Many school districts provide their own standardized lesson plan templates to ensure consistency across classrooms.
Automation and AI in Teaching Plans
AI-powered tools are increasingly being used to support lesson planning. These tools can generate draft outlines based on a topic and grade level, suggest differentiation strategies, and even flag potential gaps in coverage. While AI does not replace educator judgment, it can significantly speed up the early stages of planning — particularly for overextended teachers managing many lesson plans simultaneously.
Common Challenges in Teaching Planning and Solutions
Even experienced educators run into obstacles when planning instruction. Recognizing common challenges — and having strategies ready — makes it easier to stay on track.
Lack of Ideas for Lesson Activities
When creativity runs low, it helps to draw on a range of sources: peer collaboration, subject-specific professional communities, curated online resources, and student interests. Keeping a running list of activities that have worked well in the past also provides a reliable starting point when time is short.

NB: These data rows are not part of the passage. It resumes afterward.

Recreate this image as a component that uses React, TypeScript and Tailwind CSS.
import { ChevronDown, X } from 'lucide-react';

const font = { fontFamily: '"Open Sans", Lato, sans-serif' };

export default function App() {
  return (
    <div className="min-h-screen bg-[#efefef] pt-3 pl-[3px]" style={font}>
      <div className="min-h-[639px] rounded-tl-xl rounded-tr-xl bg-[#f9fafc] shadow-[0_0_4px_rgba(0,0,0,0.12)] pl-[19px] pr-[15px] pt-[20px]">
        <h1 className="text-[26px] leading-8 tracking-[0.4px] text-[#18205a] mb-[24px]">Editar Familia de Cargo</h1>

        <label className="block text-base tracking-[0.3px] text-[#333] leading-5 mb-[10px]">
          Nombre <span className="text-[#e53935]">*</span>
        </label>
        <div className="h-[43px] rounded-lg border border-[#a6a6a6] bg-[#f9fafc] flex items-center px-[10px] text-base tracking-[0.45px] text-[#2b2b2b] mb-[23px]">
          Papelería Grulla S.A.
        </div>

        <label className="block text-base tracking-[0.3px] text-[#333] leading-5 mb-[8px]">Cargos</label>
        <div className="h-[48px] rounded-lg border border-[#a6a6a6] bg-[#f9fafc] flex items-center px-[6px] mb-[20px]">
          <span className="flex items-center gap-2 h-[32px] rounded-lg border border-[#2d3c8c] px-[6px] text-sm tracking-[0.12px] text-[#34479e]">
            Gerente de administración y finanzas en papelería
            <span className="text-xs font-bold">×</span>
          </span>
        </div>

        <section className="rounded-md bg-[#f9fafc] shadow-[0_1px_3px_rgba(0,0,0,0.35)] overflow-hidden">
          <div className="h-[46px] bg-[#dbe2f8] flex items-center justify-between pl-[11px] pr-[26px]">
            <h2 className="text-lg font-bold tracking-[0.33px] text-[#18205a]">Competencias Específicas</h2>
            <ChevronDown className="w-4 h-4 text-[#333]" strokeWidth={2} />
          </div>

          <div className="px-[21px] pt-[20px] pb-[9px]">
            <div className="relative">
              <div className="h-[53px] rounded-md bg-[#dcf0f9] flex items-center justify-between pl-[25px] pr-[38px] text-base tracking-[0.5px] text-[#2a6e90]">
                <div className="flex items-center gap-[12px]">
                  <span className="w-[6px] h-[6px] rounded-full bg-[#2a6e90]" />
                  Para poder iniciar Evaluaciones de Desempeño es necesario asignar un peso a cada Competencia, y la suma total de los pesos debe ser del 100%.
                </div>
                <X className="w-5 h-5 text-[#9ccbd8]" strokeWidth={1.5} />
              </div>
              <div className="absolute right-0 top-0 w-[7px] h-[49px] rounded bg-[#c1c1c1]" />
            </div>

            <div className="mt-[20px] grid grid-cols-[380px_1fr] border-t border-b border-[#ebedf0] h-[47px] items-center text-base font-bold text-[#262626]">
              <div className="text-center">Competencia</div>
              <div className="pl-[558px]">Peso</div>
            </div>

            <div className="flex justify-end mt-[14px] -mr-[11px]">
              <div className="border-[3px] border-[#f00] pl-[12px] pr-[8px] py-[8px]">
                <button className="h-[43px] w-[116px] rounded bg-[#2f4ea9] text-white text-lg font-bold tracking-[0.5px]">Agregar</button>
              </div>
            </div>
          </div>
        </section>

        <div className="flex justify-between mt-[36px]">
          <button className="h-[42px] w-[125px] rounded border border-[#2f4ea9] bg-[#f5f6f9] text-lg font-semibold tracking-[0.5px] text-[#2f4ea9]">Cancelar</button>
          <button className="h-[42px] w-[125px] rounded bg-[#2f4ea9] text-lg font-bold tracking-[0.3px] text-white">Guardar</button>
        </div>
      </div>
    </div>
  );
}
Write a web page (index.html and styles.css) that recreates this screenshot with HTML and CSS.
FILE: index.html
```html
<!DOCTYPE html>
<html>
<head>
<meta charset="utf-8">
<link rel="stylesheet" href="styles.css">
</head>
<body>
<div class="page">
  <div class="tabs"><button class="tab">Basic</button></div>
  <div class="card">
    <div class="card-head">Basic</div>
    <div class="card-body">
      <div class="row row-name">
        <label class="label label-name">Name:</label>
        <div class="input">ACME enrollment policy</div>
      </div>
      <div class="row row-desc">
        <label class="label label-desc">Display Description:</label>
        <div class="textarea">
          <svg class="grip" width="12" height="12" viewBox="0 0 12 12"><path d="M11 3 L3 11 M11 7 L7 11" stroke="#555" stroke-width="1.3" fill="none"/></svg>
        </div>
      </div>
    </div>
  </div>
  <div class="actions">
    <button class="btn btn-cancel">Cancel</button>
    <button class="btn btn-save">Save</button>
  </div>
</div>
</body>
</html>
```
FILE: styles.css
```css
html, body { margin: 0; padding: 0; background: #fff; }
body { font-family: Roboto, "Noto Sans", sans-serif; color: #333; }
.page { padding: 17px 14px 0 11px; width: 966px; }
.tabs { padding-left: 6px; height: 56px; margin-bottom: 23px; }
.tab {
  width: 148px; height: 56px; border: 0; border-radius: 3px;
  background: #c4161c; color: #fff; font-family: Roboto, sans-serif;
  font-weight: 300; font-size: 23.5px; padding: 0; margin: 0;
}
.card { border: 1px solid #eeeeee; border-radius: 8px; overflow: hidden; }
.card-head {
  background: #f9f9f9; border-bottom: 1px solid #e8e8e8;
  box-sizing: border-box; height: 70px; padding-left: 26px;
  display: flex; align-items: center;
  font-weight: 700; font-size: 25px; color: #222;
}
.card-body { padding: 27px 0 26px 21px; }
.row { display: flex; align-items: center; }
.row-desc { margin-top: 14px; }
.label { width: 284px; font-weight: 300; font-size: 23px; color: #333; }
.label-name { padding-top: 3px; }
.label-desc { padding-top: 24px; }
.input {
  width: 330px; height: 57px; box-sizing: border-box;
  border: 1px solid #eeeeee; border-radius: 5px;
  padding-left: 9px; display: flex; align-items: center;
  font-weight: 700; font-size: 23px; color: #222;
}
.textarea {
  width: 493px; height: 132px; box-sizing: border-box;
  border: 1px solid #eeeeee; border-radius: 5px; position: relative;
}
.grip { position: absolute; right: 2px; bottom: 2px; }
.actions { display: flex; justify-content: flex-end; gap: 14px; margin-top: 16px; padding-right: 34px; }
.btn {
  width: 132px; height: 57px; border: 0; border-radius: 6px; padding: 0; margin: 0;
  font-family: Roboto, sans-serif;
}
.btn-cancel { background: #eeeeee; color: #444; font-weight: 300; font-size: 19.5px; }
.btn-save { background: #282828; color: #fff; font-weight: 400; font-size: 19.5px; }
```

Time Constraints and Overplanning
Overplanning — trying to fit too much into a single lesson — is one of the most common pitfalls. A more effective approach is to identify the one or two core learning goals for each session and build the entire lesson around those, cutting anything that does not directly serve them.
Handling Unexpected Classroom Situations
Flexibility is a professional skill. Educators who build backup plans into their structure — a shorter version of the activity, an alternative task if technology fails, a discussion prompt if the lesson ends early — are better equipped to maintain productive learning even when things do not go as planned.
Tips for Creating Effective Teaching Plans
A few practical principles can elevate any teaching plan from functional to genuinely effective.
Start with Clear Basics
Begin every plan by clearly stating the learning objectives, the materials needed, and the rough time allocation. These three elements form the skeleton of any great lesson. Everything else builds from there.
Keep the Teaching Plan Organized
A plan that is hard to read is hard to follow. Use consistent formatting, clear headings, and concise language. An organized plan also makes it easier to hand off to a substitute teacher or share with a colleague.
Balance Creativity and Structure
Structure provides direction; creativity provides energy. The best plans contain both — a clear sequence and timeline, paired with activities that spark curiosity and invite participation. Creativity without structure can lead to engaging but unfocused lessons. Structure without creativity can produce technically correct but disengaged classrooms.
Review and Improve Regularly
Set aside time at the end of each unit to review what worked and what did not. Keep brief notes on your plans — even a few sentences — so that next time you teach the same content, you have a head start on improvement.
Simplifying the Teaching Plan Process
A strong teaching plan is not about perfection — it is about intention. When educators take the time to define clear learning goals, select purposeful activities, manage time thoughtfully, and build in meaningful assessment, they create the conditions for real student learning.
Start simple: clear objectives, well-chosen activities, a realistic timeline, and a plan for checking understanding. Refine from there. Every lesson taught is an opportunity to learn as an educator, and every plan revised is a step toward more effective, confident teaching.